Second, we need stronger credit ratings and more credible African capital markets.

Improving credit ratings, strengthening financial transparency and scaling up capital market development across the continent, can lower borrowing costs and channel investment into productive sectors and youth enterprises.

Third, we must fully implement the African Continental Free Trade Area.

As tariff and non-tariff barriers are removed, regional value chains can emerge, enabling large-scale production, industrialization and employment creation across the continent.

Fourth, we must invest decisively in innovation, skills and data systems.

The digital economy can generate millions of jobs, but only if we expand STEM education, research and development and entrepreneurial ecosystems, so that African youth can participate competitively in the industries of the future.

Excellencies,

Ladies and Gentlemen,

We now return to our opening question: where will global growth come from?

For decades, development debates focused on aid versus trade.

Today the real issue is risk perception versus investment reality.

Investors often ask whether Africa is ready for large‑scale capital.

But we should rather ask: can the world afford to ignore the largest emerging workforce and consumer market of this century?

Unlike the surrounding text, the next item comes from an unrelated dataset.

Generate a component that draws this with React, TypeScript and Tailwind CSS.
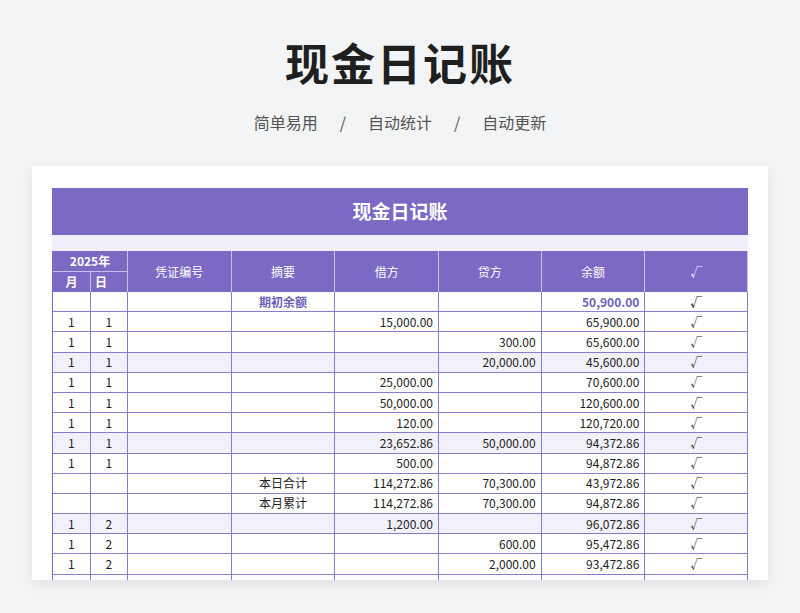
const rows: string[][] = [
  ["", "", "", "期初余额", "", "", "50,900.00", "√"],
  ["1", "1", "", "", "15,000.00", "", "65,900.00", "√"],
  ["1", "1", "", "", "", "300.00", "65,600.00", "√"],
  ["1", "1", "", "", "", "20,000.00", "45,600.00", "√"],
  ["1", "1", "", "", "25,000.00", "", "70,600.00", "√"],
  ["1", "1", "", "", "50,000.00", "", "120,600.00", "√"],
  ["1", "1", "", "", "120.00", "", "120,720.00", "√"],
  ["1", "1", "", "", "23,652.86", "50,000.00", "94,372.86", "√"],
  ["1", "1", "", "", "500.00", "", "94,872.86", "√"],
  ["", "", "", "本日合计", "114,272.86", "70,300.00", "43,972.86", "√"],
  ["", "", "", "本月累计", "114,272.86", "70,300.00", "94,872.86", "√"],
  ["1", "2", "", "", "1,200.00", "", "96,072.86", "√"],
  ["1", "2", "", "", "", "600.00", "95,472.86", "√"],
  ["1", "2", "", "", "", "2,000.00", "93,472.86", "√"],
  ["", "", "", "", "", "", "", ""],
];
const widths = [38, 38, 105, 105, 105, 104, 105, 104];
const font = { fontFamily: '"Noto Sans CJK SC", "Noto Sans", sans-serif' };

export default function App() {
  return (
    <div className="w-[800px] h-[613px] bg-[#f3f4f6] overflow-hidden relative" style={font}>
      <div className="h-[166px] flex flex-col items-center">
        <div className="mt-[34px] text-[44px] leading-[56px] font-bold text-[#1f1f1f] tracking-[2px]">现金日记账</div>
        <div className="mt-[20px] text-[16px] text-[#555] flex gap-[22px]">
          <span>简单易用</span><span>/</span><span>自动统计</span><span>/</span><span>自动更新</span>
        </div>
      </div>
      <div className="mx-[32px] h-[414px] bg-white shadow-[0_4px_12px_rgba(0,0,0,0.08)] pt-[22px] px-[20px] overflow-hidden">
        <div className="h-[47px] bg-[#7b69c4] flex items-center justify-center text-white text-[19px] font-bold">现金日记账</div>
        <div className="h-[16px] bg-[#f1effa]"></div>
        <div className="border-l border-[#7b69c4]">
          <div className="flex h-[41px] bg-[#7b69c4] text-white text-[12px]">
            <div className="w-[76px] flex flex-col border-r border-[#c9c0ec]">
              <div className="h-[21px] flex items-center justify-center font-bold border-b border-[#c9c0ec]">2025年</div>
              <div className="flex flex-1 font-bold">
                <div className="w-[38px] flex items-center justify-center border-r border-[#c9c0ec]">月</div>
                <div className="flex-1 flex items-center pl-[4px]">日</div>
              </div>
            </div>
            {["凭证编号", "摘要", "借方", "贷方", "余额", "√"].map((h, i) => (
              <div key={i} className="flex items-center justify-center border-r border-[#c9c0ec]" style={{ width: widths[i + 2] }}>{h}</div>
            ))}
          </div>
          {rows.map((r, ri) => (
            <div key={ri} className={`flex h-[20.2px] text-[12px] text-[#222] border-b border-[#8a7bcc] ${ri % 4 === 3 ? "bg-[#f2f0fa]" : "bg-white"}`}>
              {r.map((c, ci) => {
                const right = ci >= 4 && ci <= 6;
                const bold = ri === 0 && (ci === 3 || ci === 6);
                return (
                  <div key={ci} className={`flex items-center border-r border-[#8a7bcc] ${right ? "justify-end pr-[5px]" : "justify-center"} ${bold ? "font-bold text-[#6f5fb8]" : ""} ${ri === 0 && ci === 7 ? "font-bold" : ""}`} style={{ width: widths[ci] }}>{c}</div>
                );
              })}
            </div>
          ))}
        </div>
      </div>
    </div>
  );
}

The opportunity cost of not investing in Africa will soon exceed the risk of investing in it.

This Forum is therefore not only about Africa.

It is about the future structure of the global economy.

We can build industrial value chains, digital markets and green energy systems with Africa, or confront migration pressures, supply disruptions and instability without Africa.

The choice is collective. The responsibility is shared. And the moment is now.

The Economic Commission for Africa is as always ready, through policy analysis, convening power and implementation partnerships, to work with you to translate our commitments into measurable outcomes that will see jobs created, enterprises scaled and value chains financed.

I thank you and wish you a productive and impactful Forum.